Yea I side by side compared Sony VW1100 with a Sony HW55 and I couldnt tell much difference then either, on a 230 cm screen, so 4K doesnt impress me at all. Granted, source was bluray.
If it was Blu-Ray then it wasn't 4K!
Seriously, you do know that in order to see a real difference on a 4K TV you need a 4K source? Trying to claim 4K makes no difference with a Blu-Ray is like saying watching a VHS tape on a 1080p set looks like crap. Of course it does.
Apple does things for a reason. 4K requires a lot of bandwidth which most homes do not have. What happens is, the average consumer tries to steam a 4K movie and they can't, so they blame Apple TV, they get on the blogs and say how awful Apple TV is etc etc etc. There isn't any 4K content out there but let's blame apple for not investing in "just having it" right now - I guarantee you if there is a 4K stampede of content Apple can push an update.
This is made up nonsense. There is no 4K AppleTV so how could anyone complain how
awful it is? According to Ookla, the "
average" non-mobile Internet connection in the US is now over 30Mbps (jumped over 10Mbps in one quarter alone last year see:
http://cordcuttersnews.com/average-...ed-jumps-10mbps-in-just-one-year-to-33-9mbps/). I know my own ISP connection just doubled my own bandwidth for the same price to 32Mbps just this past month. That is more than enough bandwidth to handle a 4K movie at 60fps (Netflix needs around 12-15Mbps for 30fps 4K) download in real time, let alone a download of slightly pre-buffered "rental". That's the AVERAGE speed. I can get up to 150Mbps here if I actually NEEDED it and I don't have anything close to Google Fiber around here. 50Mbps is only $15 more a month (paying $45 a month now not counting a tri-package cable discount, less with it).
In other words, the idea that 4K should be avoided because "some" people can't stream it is ridiculous. I had HD 720P movie rentals off AppleTV back in 2008 when my connection was closer to 5Mbps and less reliable. It simply buffered for about 15 minutes and then told me my rental was ready.
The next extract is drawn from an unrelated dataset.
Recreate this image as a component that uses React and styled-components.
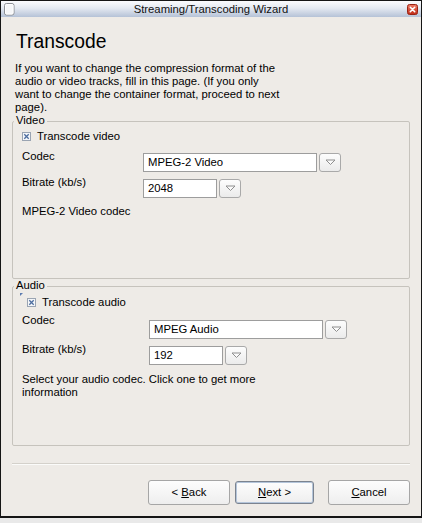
import React from "react";
import styled, { createGlobalStyle } from "styled-components";

const GlobalStyle = createGlobalStyle`
  html, body { margin: 0; padding: 0; background: #e9e9e9; }
  body { font-family: "Liberation Sans", Arial, sans-serif; font-size: 11.3px; color: #000; }
  * { box-sizing: border-box; }
`;

const Window = styled.div`
  width: 422px;
  height: 518px;
  border: 1px solid #151515;
  border-bottom-width: 2px;
  background: #eeebe7;
  display: flex;
  flex-direction: column;
`;

const TitleBar = styled.div`
  height: 16px;
  flex: none;
  display: grid;
  grid-template-columns: 18px 1fr 18px;
  align-items: center;
  padding: 0 2px;
  background: linear-gradient(#fbfbfd 0%, #e4e9f1 45%, #b5c2d7 100%);
`;

const TitleText = styled.div`
  text-align: center;
  font-size: 11.3px;
  line-height: 16px;
  color: #111;
`;

const CloseWrap = styled.div`
  display: flex;
  justify-content: flex-end;
  padding-right: 1px;
`;

const Content = styled.div`
  flex: 1;
  display: flex;
  flex-direction: column;
  padding: 14px 11px 0 11px;
`;

const Heading = styled.h1`
  margin: 0 0 0 4px;
  font-size: 19.3px;
  font-weight: normal;
  line-height: 22px;
`;

const Intro = styled.p`
  margin: 9px 0 0 3px;
  width: 265px;
  line-height: 13px;
`;

const Group = styled.fieldset`
  margin: 0;
  padding: 0;
  height: ${(p) => p.$h}px;
  border: 1px solid #c6c3bd;
  border-radius: 2px;
  min-width: 0;
`;

const Legend = styled.legend`
  margin-left: 1px;
  padding: 0 2px 2px;
  line-height: 13px;
`;

const CheckRow = styled.label`
  position: relative;
  display: flex;
  align-items: center;
  gap: 6px;
  height: 13px;
  line-height: 13px;
  margin-top: ${(p) => p.$top}px;
  padding-left: ${(p) => p.$indent}px;
`;

const FocusMark = styled.span`
  position: absolute;
  left: 7px;
  top: -3px;
  width: 0;
  height: 0;
  border-top: 3px solid #5a7bb0;
  border-right: 3px solid transparent;
`;

const FormRow = styled.div`
  display: flex;
  align-items: flex-start;
  padding-left: 9px;
  margin-top: ${(p) => p.$top}px;
`;

const FieldLabel = styled.div`
  width: ${(p) => p.$w}px;
  flex: none;
  line-height: 13px;
  margin-top: ${(p) => p.$offset}px;
`;

const Field = styled.div`
  width: ${(p) => p.$w}px;
  height: 19px;
  border: 1px solid #9d9d9d;
  background: #fff;
  padding: 0 4px;
  line-height: 17px;
  white-space: nowrap;
`;

const DropButton = styled.div`
  width: 22px;
  height: 19px;
  margin-left: 2px;
  border: 1px solid #a9a9a9;
  border-radius: 3px;
  background: linear-gradient(#fdfdfd, #ebebeb);
  display: flex;
  align-items: center;
  justify-content: center;
`;

const Description = styled.div`
  padding-left: 9px;
  margin-top: ${(p) => p.$top}px;
  width: ${(p) => p.$w}px;
  line-height: 13px;
`;

const Separator = styled.div`
  margin-top: 17px;
  height: 2px;
  border-top: 1px solid #d4d1cb;
  border-bottom: 1px solid #fbfbfa;
`;

const ButtonRow = styled.div`
  display: flex;
  justify-content: flex-end;
  align-items: center;
  margin-top: 15px;
  height: 25px;
`;

const Button = styled.button`
  width: ${(p) => p.$w}px;
  height: ${(p) => (p.$default ? 23 : 25)}px;
  margin-left: ${(p) => p.$gap}px;
  padding: 0;
  font-family: "Liberation Sans", Arial, sans-serif;
  font-size: 11.3px;
  line-height: 13px;
  color: #000;
  border-radius: 3px;
  border: 1px solid ${(p) => (p.$default ? "#7b838f" : "#a6a6a6")};
  box-shadow: ${(p) => (p.$default ? "inset 0 0 0 1px #b4c5da" : "none")};
  background: linear-gradient(#fdfdfd, #eeeeee);
  text-align: center;
  u { text-decoration: underline; text-underline-offset: 1px; }
`;

const MenuIcon = () => (
  <svg width="12" height="14" viewBox="0 0 12 14">
    <rect x="1.5" y="1.5" width="9.5" height="11.5" rx="2" fill="#f6f7f9" stroke="#8c8f95" />
    <rect x="2.5" y="2.5" width="7.5" height="9.5" rx="1" fill="none" stroke="#ffffff" />
  </svg>
);

const CloseIcon = () => (
  <svg width="11" height="11" viewBox="0 0 11 11">
    <defs>
      <linearGradient id="cl" x1="0" y1="0" x2="0" y2="1">
        <stop offset="0" stopColor="#ee7b66" />
        <stop offset="1" stopColor="#c02a16" />
      </linearGradient>
    </defs>
    <rect x="0.5" y="0.5" width="10" height="10" rx="2" fill="url(#cl)" stroke="#9a2414" />
    <path d="M3.3 3.3 L7.7 7.7 M7.7 3.3 L3.3 7.7" stroke="#fff" strokeWidth="1.6" strokeLinecap="round" />
  </svg>
);

const CheckIcon = () => (
  <svg width="9" height="9" viewBox="0 0 9 9">
    <rect x="0.5" y="0.5" width="8" height="8" fill="#f4f6f9" stroke="#9aa4b2" />
    <path d="M2.3 2.3 L6.7 6.7 M6.7 2.3 L2.3 6.7" stroke="#4d6d9f" strokeWidth="1.3" />
  </svg>
);

const Arrow = () => (
  <svg width="11" height="7" viewBox="0 0 11 7">
    <path d="M1 1 L10 1 L5.5 5.5 Z" fill="#fbfbfb" stroke="#8e8e8e" strokeWidth="1" strokeLinejoin="round" />
  </svg>
);

const Combo = ({ w, value }) => (
  <>
    <Field $w={w}>{value}</Field>
    <DropButton>
      <Arrow />
    </DropButton>
  </>
);

export default function App() {
  return (
    <>
      <GlobalStyle />
      <Window>
        <TitleBar>
          <MenuIcon />
          <TitleText>Streaming/Transcoding Wizard</TitleText>
          <CloseWrap>
            <CloseIcon />
          </CloseWrap>
        </TitleBar>
        <Content>
          <Heading>Transcode</Heading>
          <Intro>
            If you want to change the compression format of the audio or video tracks, fill in
            this page. (If you only want to change the container format, proceed to next page).
          </Intro>

          <Group $h={165}>
            <Legend>Video</Legend>
            <CheckRow $top={1} $indent={9}>
              <CheckIcon />
              Transcode video
            </CheckRow>
            <FormRow $top={10}>
              <FieldLabel $w={121} $offset={-3}>Codec</FieldLabel>
              <Combo w={174} value="MPEG-2 Video" />
            </FormRow>
            <FormRow $top={7}>
              <FieldLabel $w={121} $offset={-3}>Bitrate (kb/s)</FieldLabel>
              <Combo w={74} value="2048" />
            </FormRow>
            <Description $top={7} $w={300}>MPEG-2 Video codec</Description>
          </Group>

          <Group $h={167}>
            <Legend>Audio</Legend>
            <CheckRow $top={2} $indent={14}>
              <FocusMark />
              <CheckIcon />
              Transcode audio
            </CheckRow>
            <FormRow $top={11}>
              <FieldLabel $w={127} $offset={-6}>Codec</FieldLabel>
              <Combo w={174} value="MPEG Audio" />
            </FormRow>
            <FormRow $top={7}>
              <FieldLabel $w={127} $offset={-3}>Bitrate (kb/s)</FieldLabel>
              <Combo w={74} value="192" />
            </FormRow>
            <Description $top={8} $w={270}>
              Select your audio codec. Click one to get more information
            </Description>
          </Group>

          <Separator />
          <ButtonRow>
            <Button $w={82} $gap={0}>
              &lt; <u>B</u>ack
            </Button>
            <Button $w={79} $gap={5} $default>
              <u>N</u>ext &gt;
            </Button>
            <Button $w={82} $gap={14}>
              <u>C</u>ancel
            </Button>
          </ButtonRow>
        </Content>
      </Window>
    </>
  );
}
The same would be true for people with slower speeds here if Apple offered 4K. You simply pre-order and it will inform you when you can start. It's still faster than runing to a video rental place. The alternative comparison for prior HD is to rent the equivalent of VHS in an era of Blu-Ray instead because you have to wait 15 minutes to watch the movie in HD quality? That's not worth waiting a few minutes for? Give me a freaking break! Your argument is terrible.
One doesn't have a 4K set? Then one could still rent a 1080p, 720p or even a 480p movie off AppleTV even if it DID have 4K support! No one makes you use 4K if you don't have it! In other words,
THERE IS NO VALID ARGUMENT AGAINST OFFERING A 4K APPLE TV!
Worse yet, by letting its competitors (Roku and Amazon FireTV) get a head start on 4K, Apple is basically forfeiting early market share right now and furthering its own sad reputation for playing "catch up" behind everyone else since Steve Jobs died. You often can't reclaim early market share because people tend to stick with what they already have over time. That's why the first iPhone put Apple in such a good position that has lasted until this day for a large extent? Do you seriously think the iPhone would have an 18% market share right now if it had come out 3 years after a Samsung equivalent? No, it would be more like Microsoft's share (<3%). Too little, too late especially for a closed system. AppleTV got as far as it did because it came out first. Now everyone else is eroding away at its share and moving on ahead. This is a mistake on Apple's part like so many others lately. They keep heading in the wrong direction and the iPhone is the only real thing keeping Apple from imploding already. It is the cachet that keeps Macs selling even when they offer poor value for the price and features (i.e. they match well to iPhones better than Windows). As a stand-alone platform, the Mac has fallen behind everyone else technology-wise including Linux.